What Is Probability?

Probability is the mathematics of uncertainty. It gives us a way to reason about events we cannot predict with certainty — which is most of life. Expressed as a number between 0 and 1 (or 0% and 100%), probability tells us how likely something is to occur.

  • 0 (0%) = impossible
  • 0.5 (50%) = equally likely to happen or not
  • 1 (100%) = certain

The probability of a fair coin landing heads is 0.5. The probability of rolling a 3 on a standard die is 1/6, or about 0.167 (16.7%).

The Two Types of Probability

Theoretical Probability

This is calculated from known, equally likely outcomes. If a bag contains 4 red marbles and 6 blue marbles, the probability of drawing a red marble is 4/10 = 0.4 (40%). No experiment needed — we calculate it from the known composition.

Empirical (Experimental) Probability

This is based on observed results. If you flip a coin 1,000 times and get 487 heads, your empirical probability is 487/1000 = 48.7%. With enough data, empirical probability converges toward theoretical probability — this is called the Law of Large Numbers.

Independent vs. Dependent Events

Two events are independent if the outcome of one has no effect on the other. A coin flip is always independent — getting heads ten times in a row does not make tails "more likely" on the next flip. This misunderstanding is called the Gambler's Fallacy.

Two events are dependent if one affects the other. Drawing a card from a deck and not replacing it changes the probabilities of subsequent draws.

Conditional Probability: The Key to Nuanced Thinking

Conditional probability asks: given that something has already happened, how likely is something else? Written as P(A|B) — "the probability of A given B."

This concept is crucial for medical testing. Suppose a test for a disease is 99% accurate. A person tests positive. What is the probability they actually have the disease? The answer depends heavily on how common the disease is in the population (its base rate). If the disease affects 1 in 10,000 people, a positive test result may still be more likely to be a false positive than a true positive. This is why doctors consider context, not just test results.

Expected Value: The Rational Decision-Maker's Tool

Expected value (EV) is the average outcome you'd expect if you repeated a decision many times. It's calculated by multiplying each possible outcome by its probability and summing them.

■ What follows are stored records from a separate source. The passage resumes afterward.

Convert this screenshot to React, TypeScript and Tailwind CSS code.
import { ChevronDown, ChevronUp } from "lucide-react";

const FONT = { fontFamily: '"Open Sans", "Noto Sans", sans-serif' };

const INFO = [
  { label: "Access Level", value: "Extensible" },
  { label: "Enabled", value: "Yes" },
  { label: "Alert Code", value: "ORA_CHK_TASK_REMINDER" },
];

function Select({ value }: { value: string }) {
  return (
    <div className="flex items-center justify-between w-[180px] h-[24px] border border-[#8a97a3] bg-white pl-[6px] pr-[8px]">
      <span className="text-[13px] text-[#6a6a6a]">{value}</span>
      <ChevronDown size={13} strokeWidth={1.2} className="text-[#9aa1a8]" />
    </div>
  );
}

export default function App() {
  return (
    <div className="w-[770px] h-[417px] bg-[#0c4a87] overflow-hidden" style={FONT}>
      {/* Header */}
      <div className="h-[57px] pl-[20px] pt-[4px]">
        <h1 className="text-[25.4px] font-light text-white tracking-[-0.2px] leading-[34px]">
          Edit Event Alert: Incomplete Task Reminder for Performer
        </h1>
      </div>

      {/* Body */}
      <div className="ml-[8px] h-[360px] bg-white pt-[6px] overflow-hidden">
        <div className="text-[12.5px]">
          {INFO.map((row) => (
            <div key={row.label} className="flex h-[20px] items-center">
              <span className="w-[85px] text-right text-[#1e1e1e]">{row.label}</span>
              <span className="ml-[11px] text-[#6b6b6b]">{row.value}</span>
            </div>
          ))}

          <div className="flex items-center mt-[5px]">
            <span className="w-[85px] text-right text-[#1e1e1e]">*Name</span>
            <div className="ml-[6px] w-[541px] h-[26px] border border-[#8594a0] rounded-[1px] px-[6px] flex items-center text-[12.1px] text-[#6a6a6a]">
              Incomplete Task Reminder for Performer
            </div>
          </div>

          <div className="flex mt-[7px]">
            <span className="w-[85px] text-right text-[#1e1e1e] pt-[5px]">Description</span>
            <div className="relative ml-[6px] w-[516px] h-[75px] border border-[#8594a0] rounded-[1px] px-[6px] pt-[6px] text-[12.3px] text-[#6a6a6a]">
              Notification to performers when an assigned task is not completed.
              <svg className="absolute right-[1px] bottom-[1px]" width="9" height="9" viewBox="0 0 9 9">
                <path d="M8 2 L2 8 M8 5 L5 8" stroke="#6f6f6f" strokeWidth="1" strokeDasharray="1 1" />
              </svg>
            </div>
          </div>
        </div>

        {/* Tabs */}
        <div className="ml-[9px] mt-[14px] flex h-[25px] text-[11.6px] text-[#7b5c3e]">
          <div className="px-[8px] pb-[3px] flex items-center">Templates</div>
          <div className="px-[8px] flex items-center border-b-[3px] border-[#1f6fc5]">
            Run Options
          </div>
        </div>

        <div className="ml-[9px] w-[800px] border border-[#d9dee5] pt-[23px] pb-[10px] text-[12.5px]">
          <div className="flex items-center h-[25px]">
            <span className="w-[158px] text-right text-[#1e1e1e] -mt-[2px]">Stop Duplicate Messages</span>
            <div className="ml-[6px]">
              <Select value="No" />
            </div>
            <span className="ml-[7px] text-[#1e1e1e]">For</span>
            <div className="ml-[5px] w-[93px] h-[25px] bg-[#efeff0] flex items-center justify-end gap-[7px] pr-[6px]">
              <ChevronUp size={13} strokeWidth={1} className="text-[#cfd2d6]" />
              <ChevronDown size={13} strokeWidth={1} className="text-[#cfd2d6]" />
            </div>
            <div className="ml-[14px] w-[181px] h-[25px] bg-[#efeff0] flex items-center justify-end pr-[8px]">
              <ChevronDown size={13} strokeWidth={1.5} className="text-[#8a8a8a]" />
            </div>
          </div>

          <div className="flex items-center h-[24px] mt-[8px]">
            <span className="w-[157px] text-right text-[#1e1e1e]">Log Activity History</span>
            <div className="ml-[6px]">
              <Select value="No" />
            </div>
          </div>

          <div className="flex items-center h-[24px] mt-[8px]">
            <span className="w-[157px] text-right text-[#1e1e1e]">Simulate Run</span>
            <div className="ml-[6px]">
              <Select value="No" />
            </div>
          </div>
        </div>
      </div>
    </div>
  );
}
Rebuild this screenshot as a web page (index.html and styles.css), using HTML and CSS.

Example: A lottery ticket costs Rp 10,000. The prize is Rp 500,000 with a 1% chance of winning. EV = (0.01 × 500,000) + (0.99 × 0) = Rp 5,000. Since the ticket costs Rp 10,000 but the expected return is only Rp 5,000, buying it is a poor financial decision on average.

Practical Applications in Daily Life

  1. Insurance: Understanding that low-probability, high-impact events justify paying a premium even when you "expect" to lose money on the policy.
  2. Medical decisions: Evaluating screening tests and treatment options based on actual probabilities, not just "it could help."
  3. Business planning: Assigning probabilities to different market scenarios to make more robust plans.
  4. Everyday risk: Deciding whether to carry an umbrella based on a weather forecast that says "40% chance of rain."

Getting Comfortable with Uncertainty

The goal of learning probability isn't to eliminate uncertainty — it's to navigate it more wisely. The world is irreducibly unpredictable. Probability gives you a framework to make rational, informed choices even when outcomes cannot be guaranteed. In a world full of noise and chance, that framework is enormously valuable.